Aim: Our present study aimed to work on a trending machine learning approach with a new opensource
data analysis python script for the discovery of anticancer lead via building the QSAR
model by using 53 compounds of thiazole derivatives.
Methods: A python script has been executed with 53 small thiazole chemicals using Google collaboratory
interface. A total of 82 CDK molecular descriptors were downloaded from “chemdes”
web server and used for our study. After training the model, we checked the model performance
via cross-validation of the external test set.
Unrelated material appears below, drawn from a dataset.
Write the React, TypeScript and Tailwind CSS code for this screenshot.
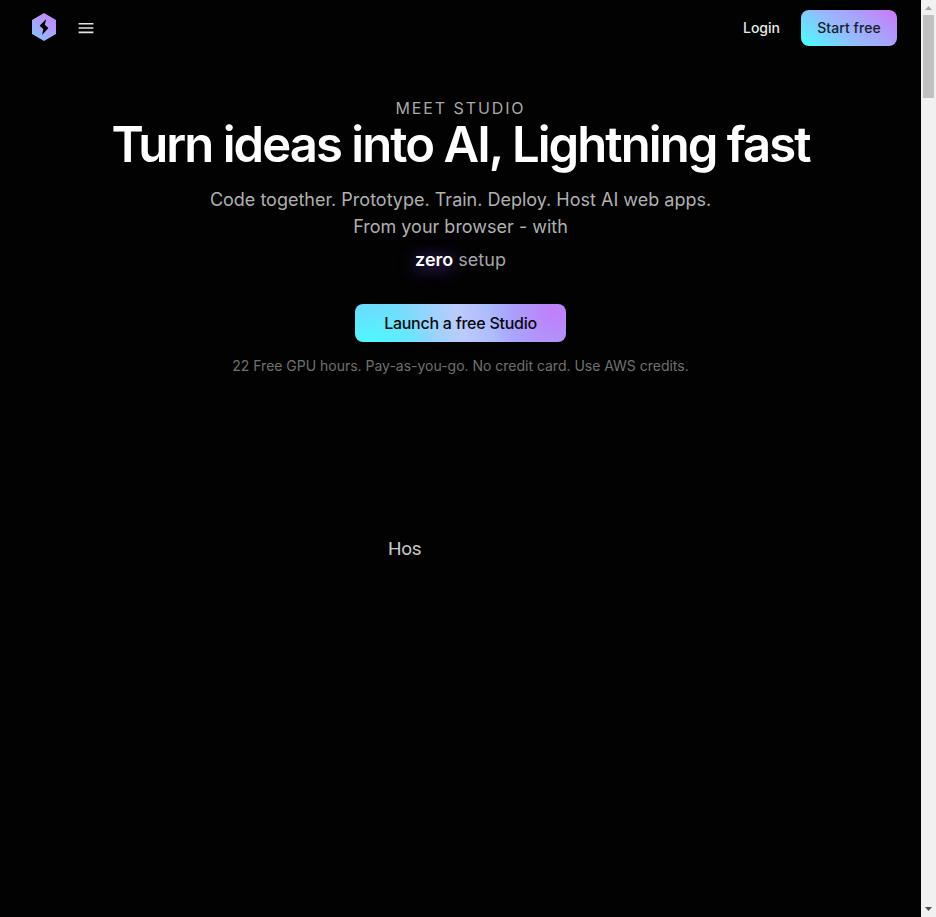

Results: The generated QSAR model afforded the ordinary least squares (OLS) regression as R2 =
0.542, F=8.773, and adjusted R2 (Q2) =0.481, std. error = 0.061, reg.coef_ developed were of, -
0.00064 (PC1), -0.07753 (PC2), -0.09078 (PC3), -0.08986 (PC4), 0.05044 (PC5), and
reg.intercept_ of 4.79279 developed through stats models, formula module. The performance of
test set prediction was done by multiple linear regression, support vector machine, and partial least
square regression classifiers of sklearn module, which generated the model score of 0.5424,
0.6422 and 0.6422 respectively.
Conclusion: Hence, we conclude that the R2values (i.e. the model score) obtained using this script
via three diverse algorithms were correlated well and there is not much difference between them
and may be useful in the design of a similar group of thiazole derivatives as anticancer agents.